Your task:
Search the material below for the word "screenshot" and copy every line in which it occurs.

## START Entries provided

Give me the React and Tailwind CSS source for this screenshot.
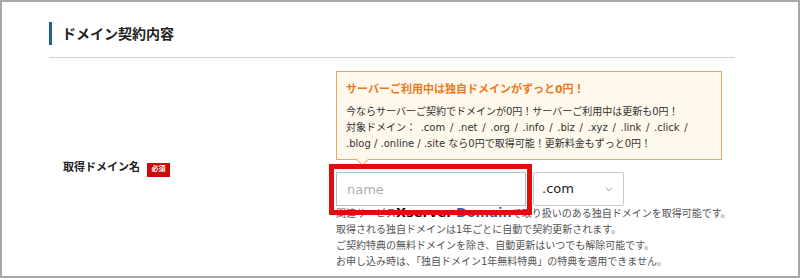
import React from "react";

export default function App() {
    return (
        <div className="w-[800px] h-[278px] border-2 border-[#a8a8a8] bg-white overflow-hidden pl-[47px] pr-[63px] pt-[20px] font-['DejaVu_Sans','Noto_Sans_CJK_JP',sans-serif] text-[#333]">
            {/* 見出し */}
            <div className="flex items-center h-[23px] border-l-[3px] border-[#22609c] pl-[10px]">
                <h2 className="text-[14px] font-bold text-[#222] leading-none">ドメイン契約内容</h2>
            </div>
            <div className="mt-[12px] border-t border-[#d0d0d0]"></div>

            <div className="flex">
                {/* ラベル */}
                <div className="w-[287px] shrink-0 pl-[14px] pt-[102px]">
                    <div className="flex items-center h-[16px] gap-[7px]">
                        <span className="text-[11px] font-bold text-[#222]">取得ドメイン名</span>
                        <span className="mt-[3px] w-[23px] h-[14px] bg-[#cc0a0a] text-white text-[7px] font-bold flex items-center justify-center leading-none">必須</span>
                    </div>
                </div>

                <div className="flex-1">
                    {/* お知らせボックス */}
                    <div className="relative mt-[13px] w-[386px] h-[89px] border border-[#f0a663] bg-[#fff8ec] pl-[9px] pt-[10px]">
                        <p className="text-[11px] leading-[16px] font-bold text-[#ec7a1c]">サーバーご利用中は独自ドメインがずっと0円！</p>
                        <div className="mt-[6px] text-[10px] leading-[16px] text-[#333] whitespace-nowrap">
                            <p>今ならサーバーご契約でドメインが0円！サーバーご利用中は更新も0円！</p>
                            <p className="[word-spacing:1.5px]">対象ドメイン： .com / .net / .org / .info / .biz / .xyz / .link / .click /</p>
                            <p>.blog / .online / .site なら0円で取得可能！更新料金もずっと0円！</p>
                        </div>
                        <div className="absolute left-[21px] bottom-[-5px] w-[9px] h-[9px] rotate-45 bg-[#fff8ec] border-r border-b border-[#f0a663]"></div>
                    </div>

                    {/* 入力欄 */}
                    <div className="relative mt-[12px] flex">
                        <input
                            type="text"
                            placeholder="name"
                            className="w-[190px] h-[34px] border border-[#bdbdbd] px-[10px] text-[13px] text-[#333] placeholder:text-[#b0b0b0] outline-none"
                        />
                        <div className="ml-[7px] w-[91px] h-[34px] border border-[#c8c8c8] rounded-[2px] flex items-center justify-between pl-[8px] pr-[10px]">
                            <span className="text-[13px] text-[#222]">.com</span>
                            <svg width="8" height="5" viewBox="0 0 8 5" fill="none">
                                <path d="M0.5 0.5 L4 4 L7.5 0.5" stroke="#aaa" strokeWidth="1" />
                            </svg>
                        </div>
                        {/* 強調枠 */}
                        <div className="absolute left-[-7px] top-[-8px] w-[203px] h-[51px] border-[5px] border-[#e00d0d] z-10"></div>
                    </div>

                    {/* 注意書き */}
                    <div className="text-[10px] leading-[16px] text-[#555] whitespace-nowrap">
                        <p>関連サービス<span className="font-bold text-[#111] text-[13px] leading-none">Xserver</span> <span className="font-bold text-[#1f63b5] text-[13px] leading-none">Domain</span>で取り扱いのある独自ドメインを取得可能です。</p>
                        <p>取得される独自ドメインは1年ごとに自動で契約更新されます。</p>
                        <p>ご契約特典の無料ドメインを除き、自動更新はいつでも解除可能です。</p>
                        <p>お申し込み時は、「独自ドメイン1年無料特典」の特典を適用できません。</p>
                    </div>
                </div>
            </div>
        </div>
    );
}
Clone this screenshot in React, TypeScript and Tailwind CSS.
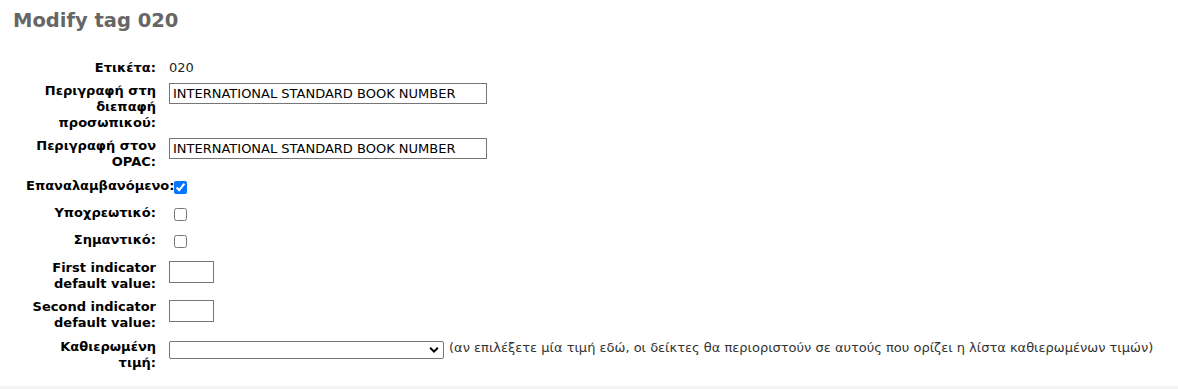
import React from "react";

type Row = {
  label: string;
  kind: "text" | "input" | "check" | "small" | "select";
  value?: string;
  checked?: boolean;
  pad: string;
};

const rows: Row[] = [
  { label: "Ετικέτα:", kind: "text", value: "020", pad: "pb-[7px]" },
  { label: "Περιγραφή στη διεπαφή προσωπικού:", kind: "input", value: "INTERNATIONAL STANDARD BOOK NUMBER", pad: "pb-[7px]" },
  { label: "Περιγραφή στον OPAC:", kind: "input", value: "INTERNATIONAL STANDARD BOOK NUMBER", pad: "pb-[8px]" },
  { label: "Επαναλαμβανόμενο:", kind: "check", checked: true, pad: "pb-[7px] min-h-[27px]" },
  { label: "Υποχρεωτικό:", kind: "check", pad: "pb-[7px] min-h-[27px]" },
  { label: "Σημαντικό:", kind: "check", pad: "pb-[8px] min-h-[28px]" },
  { label: "First indicator default value:", kind: "small", pad: "pb-[7px]" },
  { label: "Second indicator default value:", kind: "small", pad: "pb-[8px]" },
  { label: "Καθιερωμένη τιμή:", kind: "select", pad: "pb-[15px]" },
];

function Control({ row }: { row: Row }) {
  if (row.kind === "text") {
    return <span className="leading-[16px] text-[#222]">{row.value}</span>;
  }
  if (row.kind === "input") {
    return (
      <input
        type="text"
        defaultValue={row.value}
        className="w-[318px] h-[21px] border border-[#767676] px-[3px] text-[13px] leading-[19px] text-black outline-none"
      />
    );
  }
  if (row.kind === "check") {
    return <input type="checkbox" defaultChecked={row.checked} className="ml-[5px] mt-[3px] w-[13px] h-[13px]" />;
  }
  if (row.kind === "small") {
    return <input type="text" className="mt-[1px] w-[45px] h-[22px] border border-[#767676] px-[2px] outline-none" />;
  }
  return (
    <div className="flex items-start">
      <div className="relative mt-[2px] w-[275px] h-[18px]">
        <select className="appearance-none w-full h-full border border-[#767676] rounded-[2px] bg-white text-[13px] outline-none">
          <option value=""></option>
        </select>
        <svg
          className="absolute right-[5px] top-[5px] pointer-events-none"
          width="10"
          height="8"
          viewBox="0 0 10 8"
          fill="none"
        >
          <path d="M1.2 1.8 L5 5.6 L8.8 1.8" stroke="#000" strokeWidth="2" />
        </svg>
      </div>
      <span className="ml-[5px] leading-[16px] mt-[1px] text-[#333]">
        (αν επιλέξετε μία τιμή εδώ, οι δείκτες θα περιοριστούν σε αυτούς που ορίζει η λίστα καθιερωμένων τιμών)
      </span>
    </div>
  );
}

export default function App() {
  return (
    <div className="min-h-[389px] bg-white font-['DejaVu_Sans',sans-serif] text-[13px] text-black">
      <h1 className="pl-[13px] pt-[9px] text-[19.5px] leading-[24px] font-bold text-[#666]">Modify tag 020</h1>
      <ol className="mt-[27px] flex flex-col">
        {rows.map((row) => (
          <li key={row.label} className={`flex items-start ${row.pad}`}>
            <label className="ml-[26px] mr-[13px] w-[130px] shrink-0 text-right font-bold leading-[16px]">
              {row.label}
            </label>
            <Control row={row} />
          </li>
        ))}
      </ol>
      <div className="h-[3px] bg-[#f3f3f3]" />
    </div>
  );
}
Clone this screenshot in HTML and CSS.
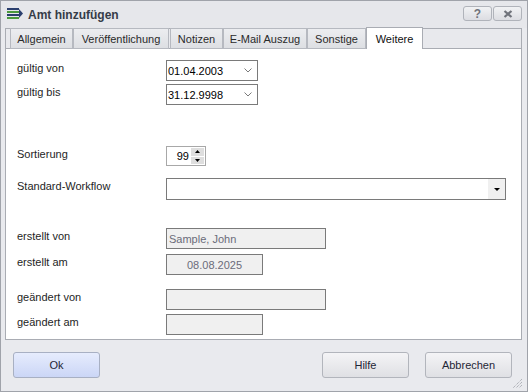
FILE: index.html
```html
<!DOCTYPE html>
<html lang="de">
<head>
<meta charset="UTF-8">
<title>Amt hinzufügen</title>
<link rel="stylesheet" href="styles.css">
</head>
<body>
	<div class="window">
		<div class="titlebar">
			<svg class="app-icon" width="16" height="12" viewBox="0 0 16 12">
				<rect x="0" y="0" width="12" height="2" fill="#2b3f6e"/>
				<rect x="0" y="3" width="12" height="2" fill="#4a9a3c"/>
				<rect x="0" y="6" width="12" height="2" fill="#2b3f6e"/>
				<rect x="0" y="9" width="12" height="2" fill="#4a9a3c"/>
				<path d="M12 1 L16 5.5 L12 10 Z" fill="#2b3f6e"/>
			</svg>
			<span class="title">Amt hinzufügen</span>
			<div class="caption-buttons">
				<span class="cbtn">?</span>
				<span class="cbtn">
					<svg width="10" height="8" viewBox="0 0 10 8"><path d="M1.5 1 L8.5 7 M8.5 1 L1.5 7" stroke="#70737b" stroke-width="2.2"/></svg>
				</span>
			</div>
		</div>

		<div class="tabcontrol">
			<div class="tabhead">
				<div class="tab t-allg">Allgemein</div>
				<div class="tab t-veroe">Veröffentlichung</div>
				<div class="tab t-notiz">Notizen</div>
				<div class="tab t-mail">E-Mail Auszug</div>
				<div class="tab t-sonst">Sonstige</div>
				<div class="tab t-weit active">Weitere</div>
			</div>
			<div class="page">
				<div class="row r-von">
					<label>gültig von</label>
					<div class="field date">01.04.2003
						<svg class="chev" width="8" height="5" viewBox="0 0 8 5"><path d="M0.5 0.5 L4 4 L7.5 0.5" fill="none" stroke="#7a7a7a"/></svg>
					</div>
				</div>
				<div class="row r-bis">
					<label>gültig bis</label>
					<div class="field date">31.12.9998
						<svg class="chev" width="8" height="5" viewBox="0 0 8 5"><path d="M0.5 0.5 L4 4 L7.5 0.5" fill="none" stroke="#7a7a7a"/></svg>
					</div>
				</div>
				<div class="row r-sort">
					<label>Sortierung</label>
					<div class="spin">
						<span class="spin-val">99</span>
						<span class="spin-btns">
							<span class="sb"><svg width="5" height="3" viewBox="0 0 5 3"><path d="M0 3 L2.5 0 L5 3 Z" fill="#000"/></svg></span>
							<span class="sb"><svg width="5" height="3" viewBox="0 0 5 3"><path d="M0 0 L2.5 3 L5 0 Z" fill="#000"/></svg></span>
						</span>
					</div>
				</div>
				<div class="row r-wf">
					<label>Standard-Workflow</label>
					<div class="field combo">
						<span class="combo-btn"><svg width="6" height="3" viewBox="0 0 6 3"><path d="M0 0 L6 0 L3 3 Z" fill="#000"/></svg></span>
					</div>
				</div>
				<div class="row r-ev">
					<label>erstellt von</label>
					<div class="field ro wide">Sample, John</div>
				</div>
				<div class="row r-ea">
					<label>erstellt am</label>
					<div class="field ro short center">08.08.2025</div>
				</div>
				<div class="row r-gv">
					<label>geändert von</label>
					<div class="field ro wide"></div>
				</div>
				<div class="row r-ga">
					<label>geändert am</label>
					<div class="field ro short"></div>
				</div>
			</div>
		</div>

		<div class="footer">
			<button class="btn ok">Ok</button>
			<button class="btn help">Hilfe</button>
			<button class="btn">Abbrechen</button>
		</div>

		<svg class="grip" width="12" height="12" viewBox="0 0 12 12">
			<path d="M11 2 L2 11 M11 5 L5 11 M11 8 L8 11" stroke="#9a9da4" stroke-width="1" stroke-dasharray="1 1"/>
		</svg>
	</div>
</body>
</html>
```

FILE: styles.css
```css
*{
	box-sizing:border-box;
}
body{
	margin:0;
	font-family:"Liberation Sans", Arial, sans-serif;
	font-size:11px;
	color:#1e1e1e;
}
.window{
	position:relative;
	width:528px;
	height:392px;
	border:1px solid #a0a3aa;
	background:#e9eaee;
	display:flex;
	flex-direction:column;
}

/* title bar */
.titlebar{
	height:27px;
	flex:none;
	display:flex;
	align-items:center;
	padding-left:6px;
	background:#e6e7eb;
}
.app-icon{
	margin-top:-1px;
}
.title{
	margin-left:5px;
	font-size:12px;
	font-weight:bold;
	color:#353c48;
}
.caption-buttons{
	margin-left:auto;
	margin-right:5px;
	align-self:flex-start;
	margin-top:5px;
	display:flex;
	gap:1px;
}
.cbtn{
	width:29px;
	height:15px;
	border:1px solid #b0b3ba;
	border-radius:3px;
	background:linear-gradient(#f1f2f4,#dcdde2);
	display:flex;
	align-items:center;
	justify-content:center;
	font-weight:bold;
	font-size:12px;
	color:#70737b;
}

/* tabs */
.tabcontrol{
	flex:none;
	height:312px;
	margin:0 5px 0 4px;
	border:1px solid #a9acb3;
	background:#e8e9ed;
	display:flex;
	flex-direction:column;
}
.tabhead{
	height:20px;
	flex:none;
	display:flex;
	padding-left:4px;
	border-bottom:1px solid #a9acb3;
}
.tab{
	height:21px;
	margin-top:-1px;
	border:1px solid #b6b9c0;
	background:linear-gradient(#ecedf0,#dddfe3);
	color:#2a2a2a;
	display:flex;
	align-items:center;
	justify-content:center;
	font-size:11px;
	white-space:nowrap;
}
.t-allg{ width:63px; }
.t-veroe{ width:96px; margin-left:0; }
.t-notiz{ width:53px; margin-left:1px; }
.t-mail{ width:84px; }
.t-sonst{ width:59px; }
.t-weit{ width:57px; }
.tab.active{
	height:23px;
	margin-top:-2px;
	border-color:#a9acb3;
	border-bottom:none;
	background:#fff;
	color:#111;
}
.page{
	flex:1;
	background:#fff;
	padding:11px 0 0 11px;
}

/* form rows */
.row{
	display:flex;
	align-items:flex-start;
}
.row label{
	width:149px;
	flex:none;
	padding-top:2px;
	line-height:13px;
}
.r-bis{ margin-top:3px; }
.r-sort{ margin-top:41px; }
.r-wf{ margin-top:12px; }
.r-ev{ margin-top:28px; }
.r-ea{ margin-top:5px; }
.r-gv{ margin-top:14px; }
.r-ga{ margin-top:4px; }

.field{
	height:21px;
	border:1px solid #7a7a7a;
	display:flex;
	align-items:center;
	padding-left:1px;
	color:#000;
}
.date{
	width:92px;
}
.chev{
	margin-left:auto;
	margin-right:5px;
}
.spin{
	width:40px;
	height:20px;
	border:1px solid #a8a8a8;
	display:flex;
	align-items:center;
	padding:1px;
}
.spin-val{
	flex:1;
	text-align:right;
	padding-right:2px;
	color:#000;
}
.spin-btns{
	width:13px;
	height:100%;
	display:flex;
	flex-direction:column;
	gap:1px;
}
.sb{
	flex:1;
	background:#dedede;
	display:flex;
	align-items:center;
	justify-content:center;
}
.combo{
	width:340px;
	height:22px;
	padding:0;
	justify-content:flex-end;
}
.combo-btn{
	width:17px;
	height:100%;
	background:#f0f0f0;
	display:flex;
	align-items:center;
	justify-content:center;
}
.ro{
	background:#f0f0f0;
	color:#6b6c7a;
	padding-left:2px;
}
.wide{
	width:160px;
}
.short{
	width:97px;
}
.center{
	justify-content:center;
	padding-left:0;
}

/* footer */
.footer{
	flex:1;
	display:flex;
	align-items:flex-start;
	padding:12px 15px 0 12px;
}
.btn{
	width:87px;
	height:26px;
	border:1px solid #b2b5bc;
	border-radius:3px;
	background:linear-gradient(#f4f4f6,#dfe0e4);
	font-family:"Liberation Sans", Arial, sans-serif;
	font-size:11px;
	color:#1f2636;
	padding:0;
}
.btn.ok{
	border-color:#a8b0c3;
	background:linear-gradient(#e6ecfd,#cbd6f6);
}
.btn.help{
	margin-left:auto;
	margin-right:16px;
}
.grip{
	position:absolute;
	right:4px;
	bottom:2px;
}
```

## END Entries provided

Response to this task:
Give me the React and Tailwind CSS source for this screenshot.
Clone this screenshot in React, TypeScript and Tailwind CSS.
Clone this screenshot in HTML and CSS.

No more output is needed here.